MATERIAL >>
★ ★ ★ ★ ★
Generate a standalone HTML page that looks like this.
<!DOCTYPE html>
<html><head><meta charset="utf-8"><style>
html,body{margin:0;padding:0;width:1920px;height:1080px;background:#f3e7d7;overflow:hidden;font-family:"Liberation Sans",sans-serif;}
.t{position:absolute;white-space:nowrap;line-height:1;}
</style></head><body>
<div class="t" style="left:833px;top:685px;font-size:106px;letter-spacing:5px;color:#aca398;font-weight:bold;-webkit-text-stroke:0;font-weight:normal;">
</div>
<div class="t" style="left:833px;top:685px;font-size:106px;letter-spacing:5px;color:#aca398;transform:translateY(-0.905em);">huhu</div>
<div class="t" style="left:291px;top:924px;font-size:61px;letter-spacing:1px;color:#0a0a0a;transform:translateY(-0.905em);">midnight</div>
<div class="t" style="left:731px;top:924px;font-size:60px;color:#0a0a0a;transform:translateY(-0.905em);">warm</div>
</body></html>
★ ★ ★ ★ ★
EXERCISE >> Your task is to print the whole listing again exactly.

RESPONSE >>
Generate a standalone HTML page that looks like this.
<!DOCTYPE html>
<html><head><meta charset="utf-8"><style>
html,body{margin:0;padding:0;width:1920px;height:1080px;background:#f3e7d7;overflow:hidden;font-family:"Liberation Sans",sans-serif;}
.t{position:absolute;white-space:nowrap;line-height:1;}
</style></head><body>
<div class="t" style="left:833px;top:685px;font-size:106px;letter-spacing:5px;color:#aca398;font-weight:bold;-webkit-text-stroke:0;font-weight:normal;">
</div>
<div class="t" style="left:833px;top:685px;font-size:106px;letter-spacing:5px;color:#aca398;transform:translateY(-0.905em);">huhu</div>
<div class="t" style="left:291px;top:924px;font-size:61px;letter-spacing:1px;color:#0a0a0a;transform:translateY(-0.905em);">midnight</div>
<div class="t" style="left:731px;top:924px;font-size:60px;color:#0a0a0a;transform:translateY(-0.905em);">warm</div>
</body></html>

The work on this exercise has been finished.